Я остался в Детском один. Я понимал, что это была “временная мера”, вроде некоторой изоляции, с той мыслью, что я, “насладившись” бы одиночеством, снова вернулся к семье. Но я действительно был одинок как черт в пустыне: старухи, Львы и Федины и собутыльники. С тобой у нас порвалась нить понимания, доверия и того чувства, когда принимают человека всего, со всеми его недостатками, ошибками и достоинствами, и не требуют от человека того, что он дать не может. Порвалось, вернее, разбилось то хрупкое, что нельзя склеить никаким клеем.

В мой дом пришла Людмила. Что было в ней, я не могу тебе сказать или, вернее, – не стоит сейчас говорить. Но с первых же дней у меня было ощущение утоления какой-то давнишней жажды. Наши отношения были чистыми и с моей стороны взволнованными.

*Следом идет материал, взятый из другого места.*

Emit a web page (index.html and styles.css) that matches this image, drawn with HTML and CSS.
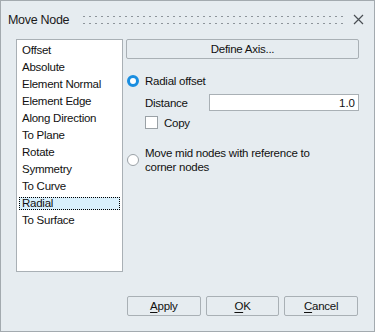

Так бы, наверное, долго продолжалось и, может быть, наши отношения перешли в горячую дружбу, так как у Людмилы и мысли тогда не было перешагнуть через дружбу и ее ко мне хорошее участие. Вмешался Федор. Прежде всего была оскорблена Людмила, жестоко, скверно, грязно. И тогда передо мной встало, – потерять Людмилу (во имя спасения благополучия моей семьи и моего унылого одиночества). И тогда я почувствовал, что потерять Людмилу не могу.

Людмила долго со мной боролась, и я честно говорю, что приложил все усилия, чтобы завоевать ее чувство.

Людмила моя жена. Туся, это прочно. И я знаю, что пройдет время, и ты мне простишь и примешь меня таким, какой я есть.

Пойми и прости за боль, которую я тебе причиняю».

Да, разрыв произошел, но удивительно то, что в феврале 1945 года, буквально в канун своего ухода в мир иной, Толстой вдруг написал, что никогда бы не разрушил семью, если бы Туся – Наталья Васильевна – не уехала тогда и не оставила его, причем с ею же рекомендованной в литсекретари молодой и красивой женщиной.

Думаю, Алексей Толстой не кривил душой. Существует этакое вот негласное мнение тех, кто уходил из семей, – уходить надо не в никуда, а уходить к той, которая стала предметом большой любви. Толстой уже к тому времени уходил дважды. Первый раз, покидая Юлию Рожанскую, он уходил в Софье Дымшиц. Во второй раз, расставаясь с Софьей Дымшиц, он уходил поначалу как бы к Маргарите Кандауровой. Я написал «как бы», потому что он тогда уже знал Наталью Крандиевскую, помнил о ней и постоянно искал встреч. В любом случае он уходил не в никуда.

И вот третий разрыв, теперь уже с Натальей Васильевной. Не он ушел. Ушла она. Другое дело, что он недолго был в одиночестве. Но если бы не ушла, возможно, семья бы сохранилась. Кто знает?! На этот вопрос ответа нет, потому что вряд ли и сам Алексей Толстой мог знать его в то время. Лишь по прошествии многих лет он сделал вывод…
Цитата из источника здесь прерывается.